Data for processing
********
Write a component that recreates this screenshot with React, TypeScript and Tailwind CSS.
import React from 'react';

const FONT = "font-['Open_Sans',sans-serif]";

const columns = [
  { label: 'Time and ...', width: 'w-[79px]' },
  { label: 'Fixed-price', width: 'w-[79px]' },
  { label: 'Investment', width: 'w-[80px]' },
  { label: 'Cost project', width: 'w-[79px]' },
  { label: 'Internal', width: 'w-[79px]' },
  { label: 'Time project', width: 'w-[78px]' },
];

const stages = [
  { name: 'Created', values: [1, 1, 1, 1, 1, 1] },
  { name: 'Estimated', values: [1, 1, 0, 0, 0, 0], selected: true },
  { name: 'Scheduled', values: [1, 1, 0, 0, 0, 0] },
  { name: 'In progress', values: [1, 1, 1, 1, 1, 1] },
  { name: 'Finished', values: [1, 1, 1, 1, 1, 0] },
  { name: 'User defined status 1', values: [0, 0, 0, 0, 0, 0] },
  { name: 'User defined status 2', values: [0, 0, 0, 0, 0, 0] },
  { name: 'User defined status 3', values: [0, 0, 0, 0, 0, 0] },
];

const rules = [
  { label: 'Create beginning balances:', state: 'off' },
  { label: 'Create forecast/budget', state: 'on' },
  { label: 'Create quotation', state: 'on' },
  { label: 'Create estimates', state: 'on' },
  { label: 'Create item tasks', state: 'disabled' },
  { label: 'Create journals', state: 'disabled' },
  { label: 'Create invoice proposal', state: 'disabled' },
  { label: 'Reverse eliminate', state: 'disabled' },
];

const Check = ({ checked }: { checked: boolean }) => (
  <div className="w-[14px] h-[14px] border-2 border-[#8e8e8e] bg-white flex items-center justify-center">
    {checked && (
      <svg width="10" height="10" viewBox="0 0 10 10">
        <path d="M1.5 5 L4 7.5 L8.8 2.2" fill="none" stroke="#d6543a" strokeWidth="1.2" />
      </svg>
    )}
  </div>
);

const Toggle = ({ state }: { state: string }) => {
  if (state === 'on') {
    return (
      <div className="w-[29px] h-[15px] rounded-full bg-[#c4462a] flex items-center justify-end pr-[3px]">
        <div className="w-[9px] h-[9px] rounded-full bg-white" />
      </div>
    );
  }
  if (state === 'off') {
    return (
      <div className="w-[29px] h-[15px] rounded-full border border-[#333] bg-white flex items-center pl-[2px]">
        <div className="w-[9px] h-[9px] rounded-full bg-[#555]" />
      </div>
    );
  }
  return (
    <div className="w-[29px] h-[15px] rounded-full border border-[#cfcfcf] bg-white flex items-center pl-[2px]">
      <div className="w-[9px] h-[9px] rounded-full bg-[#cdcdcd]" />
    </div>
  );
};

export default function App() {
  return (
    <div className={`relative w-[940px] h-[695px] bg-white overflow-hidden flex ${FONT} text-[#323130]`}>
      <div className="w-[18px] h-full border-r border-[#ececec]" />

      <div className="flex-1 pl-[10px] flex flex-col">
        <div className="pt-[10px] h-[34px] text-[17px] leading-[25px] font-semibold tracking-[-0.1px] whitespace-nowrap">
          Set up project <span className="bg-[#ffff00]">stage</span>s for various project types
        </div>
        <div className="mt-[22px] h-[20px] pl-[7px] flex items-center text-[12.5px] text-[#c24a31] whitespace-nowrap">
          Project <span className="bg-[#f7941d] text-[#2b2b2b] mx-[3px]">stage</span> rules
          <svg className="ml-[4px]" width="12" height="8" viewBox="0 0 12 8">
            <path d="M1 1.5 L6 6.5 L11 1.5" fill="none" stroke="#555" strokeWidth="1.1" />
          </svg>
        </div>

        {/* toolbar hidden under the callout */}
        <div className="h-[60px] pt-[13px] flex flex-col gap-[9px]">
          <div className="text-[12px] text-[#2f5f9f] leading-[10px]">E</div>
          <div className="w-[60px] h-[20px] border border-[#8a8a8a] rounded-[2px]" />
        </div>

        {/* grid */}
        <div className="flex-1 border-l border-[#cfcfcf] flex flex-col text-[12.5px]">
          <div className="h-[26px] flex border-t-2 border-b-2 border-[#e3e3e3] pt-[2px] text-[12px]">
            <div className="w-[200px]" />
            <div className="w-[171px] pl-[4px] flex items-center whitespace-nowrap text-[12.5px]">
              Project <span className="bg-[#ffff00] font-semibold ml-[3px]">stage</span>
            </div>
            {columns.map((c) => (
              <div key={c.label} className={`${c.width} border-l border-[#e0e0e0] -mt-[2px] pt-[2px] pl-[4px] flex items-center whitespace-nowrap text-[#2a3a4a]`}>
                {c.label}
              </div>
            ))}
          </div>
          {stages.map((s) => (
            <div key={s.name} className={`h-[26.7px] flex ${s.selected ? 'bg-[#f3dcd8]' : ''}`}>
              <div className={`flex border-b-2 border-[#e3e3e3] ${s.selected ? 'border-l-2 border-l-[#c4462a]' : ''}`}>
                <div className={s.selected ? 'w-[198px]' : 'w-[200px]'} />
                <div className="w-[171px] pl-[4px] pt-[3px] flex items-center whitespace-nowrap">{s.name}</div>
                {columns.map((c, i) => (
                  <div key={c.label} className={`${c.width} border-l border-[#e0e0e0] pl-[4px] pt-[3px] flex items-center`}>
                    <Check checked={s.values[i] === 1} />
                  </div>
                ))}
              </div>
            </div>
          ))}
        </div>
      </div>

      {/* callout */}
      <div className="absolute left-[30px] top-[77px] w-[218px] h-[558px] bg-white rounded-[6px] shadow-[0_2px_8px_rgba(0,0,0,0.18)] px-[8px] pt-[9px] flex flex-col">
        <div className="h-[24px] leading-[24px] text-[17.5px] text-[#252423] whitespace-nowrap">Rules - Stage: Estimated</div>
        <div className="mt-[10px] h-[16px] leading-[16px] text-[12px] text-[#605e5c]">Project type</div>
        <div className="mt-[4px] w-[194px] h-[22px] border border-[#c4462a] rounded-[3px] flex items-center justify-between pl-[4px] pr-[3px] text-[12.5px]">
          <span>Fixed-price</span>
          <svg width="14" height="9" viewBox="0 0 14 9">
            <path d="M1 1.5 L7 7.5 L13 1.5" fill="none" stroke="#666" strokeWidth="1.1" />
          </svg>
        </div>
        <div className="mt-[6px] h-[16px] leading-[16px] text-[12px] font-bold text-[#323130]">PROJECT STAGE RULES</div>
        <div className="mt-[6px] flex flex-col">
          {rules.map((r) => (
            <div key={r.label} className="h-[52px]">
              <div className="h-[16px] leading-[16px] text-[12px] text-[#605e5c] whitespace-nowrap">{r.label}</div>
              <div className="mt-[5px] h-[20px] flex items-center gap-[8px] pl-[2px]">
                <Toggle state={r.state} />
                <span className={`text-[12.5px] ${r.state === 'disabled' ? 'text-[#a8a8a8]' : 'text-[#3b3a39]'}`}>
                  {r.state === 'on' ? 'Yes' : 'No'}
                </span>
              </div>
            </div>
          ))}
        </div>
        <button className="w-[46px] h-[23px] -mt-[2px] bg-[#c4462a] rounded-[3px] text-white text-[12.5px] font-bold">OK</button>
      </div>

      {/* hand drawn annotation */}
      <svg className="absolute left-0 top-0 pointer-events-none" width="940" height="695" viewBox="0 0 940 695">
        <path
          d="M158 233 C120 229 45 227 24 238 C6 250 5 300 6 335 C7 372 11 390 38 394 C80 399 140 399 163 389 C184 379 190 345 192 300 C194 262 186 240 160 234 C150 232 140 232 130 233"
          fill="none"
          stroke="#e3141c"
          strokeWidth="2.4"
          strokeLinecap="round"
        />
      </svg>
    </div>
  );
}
********
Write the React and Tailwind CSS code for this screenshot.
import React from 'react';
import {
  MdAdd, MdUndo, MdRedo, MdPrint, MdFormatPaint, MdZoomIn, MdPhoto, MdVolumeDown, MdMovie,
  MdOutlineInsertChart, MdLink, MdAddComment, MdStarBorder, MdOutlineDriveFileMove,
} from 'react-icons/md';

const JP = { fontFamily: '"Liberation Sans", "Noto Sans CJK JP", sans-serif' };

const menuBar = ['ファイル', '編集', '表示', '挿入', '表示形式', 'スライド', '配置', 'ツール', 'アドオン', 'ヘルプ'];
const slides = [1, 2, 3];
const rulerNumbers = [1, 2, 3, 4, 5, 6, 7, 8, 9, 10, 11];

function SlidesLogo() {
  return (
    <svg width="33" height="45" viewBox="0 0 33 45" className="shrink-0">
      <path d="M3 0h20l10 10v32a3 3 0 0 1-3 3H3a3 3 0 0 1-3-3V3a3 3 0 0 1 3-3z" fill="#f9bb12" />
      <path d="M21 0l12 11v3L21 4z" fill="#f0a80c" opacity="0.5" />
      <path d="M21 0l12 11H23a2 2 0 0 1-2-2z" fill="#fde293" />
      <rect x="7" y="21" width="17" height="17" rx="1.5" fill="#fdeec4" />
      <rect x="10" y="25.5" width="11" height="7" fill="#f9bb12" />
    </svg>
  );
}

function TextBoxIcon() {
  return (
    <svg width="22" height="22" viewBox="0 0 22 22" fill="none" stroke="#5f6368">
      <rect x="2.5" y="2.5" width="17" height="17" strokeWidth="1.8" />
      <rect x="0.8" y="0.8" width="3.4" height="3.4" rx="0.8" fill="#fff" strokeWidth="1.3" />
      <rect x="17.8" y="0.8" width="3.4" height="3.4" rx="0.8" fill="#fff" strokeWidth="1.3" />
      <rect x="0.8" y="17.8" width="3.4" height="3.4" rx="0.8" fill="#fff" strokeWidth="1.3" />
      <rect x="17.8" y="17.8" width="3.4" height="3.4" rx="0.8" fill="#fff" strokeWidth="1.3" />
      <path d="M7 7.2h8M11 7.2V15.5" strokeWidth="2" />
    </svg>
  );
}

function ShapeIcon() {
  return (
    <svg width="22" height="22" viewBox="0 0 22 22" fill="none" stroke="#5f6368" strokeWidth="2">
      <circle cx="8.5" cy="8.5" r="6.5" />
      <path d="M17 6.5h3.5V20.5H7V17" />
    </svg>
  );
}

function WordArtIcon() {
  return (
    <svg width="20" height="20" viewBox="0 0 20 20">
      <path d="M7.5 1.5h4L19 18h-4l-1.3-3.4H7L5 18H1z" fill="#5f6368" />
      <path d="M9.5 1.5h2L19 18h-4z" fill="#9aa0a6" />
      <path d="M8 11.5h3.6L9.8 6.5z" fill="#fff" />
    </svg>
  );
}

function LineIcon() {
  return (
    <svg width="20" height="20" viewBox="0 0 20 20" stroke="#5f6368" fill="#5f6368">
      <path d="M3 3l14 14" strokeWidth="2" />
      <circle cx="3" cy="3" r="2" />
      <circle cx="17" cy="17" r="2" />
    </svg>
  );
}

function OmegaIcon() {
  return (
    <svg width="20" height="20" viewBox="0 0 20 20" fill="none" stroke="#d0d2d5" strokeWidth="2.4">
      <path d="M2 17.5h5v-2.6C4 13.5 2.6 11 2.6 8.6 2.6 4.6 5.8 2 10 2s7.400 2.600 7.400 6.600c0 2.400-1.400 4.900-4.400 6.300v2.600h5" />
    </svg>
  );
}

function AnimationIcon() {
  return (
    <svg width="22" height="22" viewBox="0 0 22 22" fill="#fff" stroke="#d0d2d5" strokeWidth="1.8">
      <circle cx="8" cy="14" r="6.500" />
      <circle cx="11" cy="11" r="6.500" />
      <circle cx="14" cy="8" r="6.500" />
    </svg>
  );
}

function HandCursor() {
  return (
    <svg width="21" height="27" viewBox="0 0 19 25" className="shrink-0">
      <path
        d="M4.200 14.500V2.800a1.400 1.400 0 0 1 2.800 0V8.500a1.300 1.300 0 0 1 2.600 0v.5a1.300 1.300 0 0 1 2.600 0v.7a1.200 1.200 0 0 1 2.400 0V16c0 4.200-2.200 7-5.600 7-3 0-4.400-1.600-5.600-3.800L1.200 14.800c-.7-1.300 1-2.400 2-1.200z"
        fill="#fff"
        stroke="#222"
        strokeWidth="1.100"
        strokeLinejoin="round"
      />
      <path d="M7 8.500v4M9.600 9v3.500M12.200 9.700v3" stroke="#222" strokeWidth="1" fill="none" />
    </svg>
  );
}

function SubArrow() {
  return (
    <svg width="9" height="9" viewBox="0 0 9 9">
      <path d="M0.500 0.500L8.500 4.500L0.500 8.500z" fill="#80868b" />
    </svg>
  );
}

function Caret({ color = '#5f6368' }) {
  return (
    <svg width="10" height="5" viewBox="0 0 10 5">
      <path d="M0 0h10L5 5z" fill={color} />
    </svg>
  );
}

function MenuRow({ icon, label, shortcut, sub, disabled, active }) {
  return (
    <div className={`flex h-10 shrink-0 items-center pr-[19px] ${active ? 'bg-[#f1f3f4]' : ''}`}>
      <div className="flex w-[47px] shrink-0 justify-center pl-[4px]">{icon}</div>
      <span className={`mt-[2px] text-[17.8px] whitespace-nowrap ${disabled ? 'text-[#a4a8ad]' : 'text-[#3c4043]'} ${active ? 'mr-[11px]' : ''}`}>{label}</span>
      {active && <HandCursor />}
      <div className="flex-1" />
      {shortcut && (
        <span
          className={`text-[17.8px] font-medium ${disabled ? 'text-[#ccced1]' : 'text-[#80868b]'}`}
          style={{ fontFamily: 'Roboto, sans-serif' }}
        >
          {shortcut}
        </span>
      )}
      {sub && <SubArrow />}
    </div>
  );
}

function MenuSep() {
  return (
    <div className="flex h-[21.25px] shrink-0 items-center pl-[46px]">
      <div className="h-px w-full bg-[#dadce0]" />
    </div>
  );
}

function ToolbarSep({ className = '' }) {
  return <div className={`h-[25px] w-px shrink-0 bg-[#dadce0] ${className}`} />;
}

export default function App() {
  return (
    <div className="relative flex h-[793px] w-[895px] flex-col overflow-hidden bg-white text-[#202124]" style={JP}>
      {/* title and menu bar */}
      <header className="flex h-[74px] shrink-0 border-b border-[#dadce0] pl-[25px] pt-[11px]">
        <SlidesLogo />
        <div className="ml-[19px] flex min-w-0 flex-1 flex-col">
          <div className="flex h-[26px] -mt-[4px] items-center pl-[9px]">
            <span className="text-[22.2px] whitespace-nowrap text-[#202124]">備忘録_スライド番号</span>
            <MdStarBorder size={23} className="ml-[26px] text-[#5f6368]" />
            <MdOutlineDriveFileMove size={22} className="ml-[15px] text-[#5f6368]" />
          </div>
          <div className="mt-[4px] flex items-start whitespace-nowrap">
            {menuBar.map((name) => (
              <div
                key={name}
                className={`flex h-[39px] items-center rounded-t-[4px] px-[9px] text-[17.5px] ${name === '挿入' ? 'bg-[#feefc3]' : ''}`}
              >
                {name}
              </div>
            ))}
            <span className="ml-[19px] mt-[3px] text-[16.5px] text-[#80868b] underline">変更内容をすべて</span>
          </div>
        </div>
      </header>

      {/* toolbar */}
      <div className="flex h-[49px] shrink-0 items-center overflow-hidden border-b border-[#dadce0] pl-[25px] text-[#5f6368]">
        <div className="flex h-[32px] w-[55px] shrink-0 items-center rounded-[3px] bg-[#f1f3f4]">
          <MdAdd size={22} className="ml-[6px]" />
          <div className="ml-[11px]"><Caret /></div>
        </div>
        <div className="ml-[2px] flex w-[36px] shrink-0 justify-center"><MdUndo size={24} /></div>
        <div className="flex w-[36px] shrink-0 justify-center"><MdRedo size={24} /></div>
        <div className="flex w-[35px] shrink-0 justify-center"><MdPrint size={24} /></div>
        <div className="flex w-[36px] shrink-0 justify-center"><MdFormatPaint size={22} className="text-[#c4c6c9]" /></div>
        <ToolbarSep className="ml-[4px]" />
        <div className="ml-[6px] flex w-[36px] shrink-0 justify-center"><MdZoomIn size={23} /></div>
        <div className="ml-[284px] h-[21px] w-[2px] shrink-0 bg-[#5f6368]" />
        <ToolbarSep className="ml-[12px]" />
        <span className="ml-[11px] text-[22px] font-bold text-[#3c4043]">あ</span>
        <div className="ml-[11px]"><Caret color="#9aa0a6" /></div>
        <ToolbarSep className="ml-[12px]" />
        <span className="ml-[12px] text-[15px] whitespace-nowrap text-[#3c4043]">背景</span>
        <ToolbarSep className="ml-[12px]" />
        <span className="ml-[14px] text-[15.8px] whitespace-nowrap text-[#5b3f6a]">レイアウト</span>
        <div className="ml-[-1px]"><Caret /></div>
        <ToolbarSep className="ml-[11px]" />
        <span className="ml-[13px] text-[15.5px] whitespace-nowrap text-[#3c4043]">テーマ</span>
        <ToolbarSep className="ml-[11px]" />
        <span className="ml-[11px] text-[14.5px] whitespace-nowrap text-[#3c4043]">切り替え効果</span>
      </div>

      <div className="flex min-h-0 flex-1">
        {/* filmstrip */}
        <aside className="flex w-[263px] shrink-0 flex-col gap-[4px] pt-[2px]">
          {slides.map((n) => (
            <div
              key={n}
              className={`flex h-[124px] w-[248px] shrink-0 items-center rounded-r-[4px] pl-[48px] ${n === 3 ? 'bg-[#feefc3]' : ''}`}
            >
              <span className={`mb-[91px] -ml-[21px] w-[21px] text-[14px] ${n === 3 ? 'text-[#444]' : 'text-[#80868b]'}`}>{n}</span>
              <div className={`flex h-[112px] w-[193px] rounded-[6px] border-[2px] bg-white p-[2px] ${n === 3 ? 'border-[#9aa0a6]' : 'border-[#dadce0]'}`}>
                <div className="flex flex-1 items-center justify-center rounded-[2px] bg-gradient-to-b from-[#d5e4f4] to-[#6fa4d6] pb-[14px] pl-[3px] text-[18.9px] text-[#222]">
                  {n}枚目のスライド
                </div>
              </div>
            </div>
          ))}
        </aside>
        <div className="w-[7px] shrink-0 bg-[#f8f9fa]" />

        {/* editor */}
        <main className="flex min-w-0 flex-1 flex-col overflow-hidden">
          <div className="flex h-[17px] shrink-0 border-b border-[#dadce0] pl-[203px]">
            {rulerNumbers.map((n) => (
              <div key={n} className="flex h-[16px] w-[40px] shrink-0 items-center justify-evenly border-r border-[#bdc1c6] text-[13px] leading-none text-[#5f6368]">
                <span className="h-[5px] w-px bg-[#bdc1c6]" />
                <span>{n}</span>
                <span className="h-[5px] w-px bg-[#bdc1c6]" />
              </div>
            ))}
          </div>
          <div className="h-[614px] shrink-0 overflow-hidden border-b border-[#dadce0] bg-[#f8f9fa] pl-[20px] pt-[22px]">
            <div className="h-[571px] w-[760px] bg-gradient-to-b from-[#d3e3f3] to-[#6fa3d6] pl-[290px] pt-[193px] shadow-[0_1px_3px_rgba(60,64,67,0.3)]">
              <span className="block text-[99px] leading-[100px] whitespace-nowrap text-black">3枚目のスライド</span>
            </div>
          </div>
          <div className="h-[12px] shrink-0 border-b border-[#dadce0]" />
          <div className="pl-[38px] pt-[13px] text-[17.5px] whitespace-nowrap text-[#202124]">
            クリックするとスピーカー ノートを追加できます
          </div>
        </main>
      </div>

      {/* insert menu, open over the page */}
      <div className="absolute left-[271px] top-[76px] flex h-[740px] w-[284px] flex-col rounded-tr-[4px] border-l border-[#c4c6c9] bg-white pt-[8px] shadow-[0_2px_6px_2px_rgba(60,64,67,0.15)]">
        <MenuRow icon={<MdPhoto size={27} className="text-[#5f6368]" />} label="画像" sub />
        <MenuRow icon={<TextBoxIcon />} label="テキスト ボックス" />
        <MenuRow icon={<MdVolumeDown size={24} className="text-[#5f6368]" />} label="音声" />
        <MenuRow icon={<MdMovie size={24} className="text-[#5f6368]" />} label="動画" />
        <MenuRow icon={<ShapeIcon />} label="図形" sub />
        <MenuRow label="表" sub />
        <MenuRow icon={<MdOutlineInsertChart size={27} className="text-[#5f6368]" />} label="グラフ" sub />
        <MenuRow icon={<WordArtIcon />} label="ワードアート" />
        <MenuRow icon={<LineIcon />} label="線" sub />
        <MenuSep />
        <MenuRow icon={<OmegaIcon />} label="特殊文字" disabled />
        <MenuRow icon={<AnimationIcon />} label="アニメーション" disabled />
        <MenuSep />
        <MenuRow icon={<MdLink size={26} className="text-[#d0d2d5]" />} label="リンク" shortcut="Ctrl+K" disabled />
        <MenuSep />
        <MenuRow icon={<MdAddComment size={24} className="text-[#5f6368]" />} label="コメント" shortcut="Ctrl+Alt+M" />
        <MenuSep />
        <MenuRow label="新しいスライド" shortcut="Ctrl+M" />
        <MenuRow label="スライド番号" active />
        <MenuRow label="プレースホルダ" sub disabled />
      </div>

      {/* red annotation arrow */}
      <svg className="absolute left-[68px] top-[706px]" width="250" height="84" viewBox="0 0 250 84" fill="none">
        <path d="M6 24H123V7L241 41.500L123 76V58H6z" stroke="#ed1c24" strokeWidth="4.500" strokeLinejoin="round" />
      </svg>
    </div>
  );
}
********
Task requirements
Exactly the lines from the one holding "Write the React" through the one holding "9, 10, 11];" should be printed, ends included.

Written solution
Write the React and Tailwind CSS code for this screenshot.
import React from 'react';
import {
  MdAdd, MdUndo, MdRedo, MdPrint, MdFormatPaint, MdZoomIn, MdPhoto, MdVolumeDown, MdMovie,
  MdOutlineInsertChart, MdLink, MdAddComment, MdStarBorder, MdOutlineDriveFileMove,
} from 'react-icons/md';

const JP = { fontFamily: '"Liberation Sans", "Noto Sans CJK JP", sans-serif' };

const menuBar = ['ファイル', '編集', '表示', '挿入', '表示形式', 'スライド', '配置', 'ツール', 'アドオン', 'ヘルプ'];
const slides = [1, 2, 3];
const rulerNumbers = [1, 2, 3, 4, 5, 6, 7, 8, 9, 10, 11];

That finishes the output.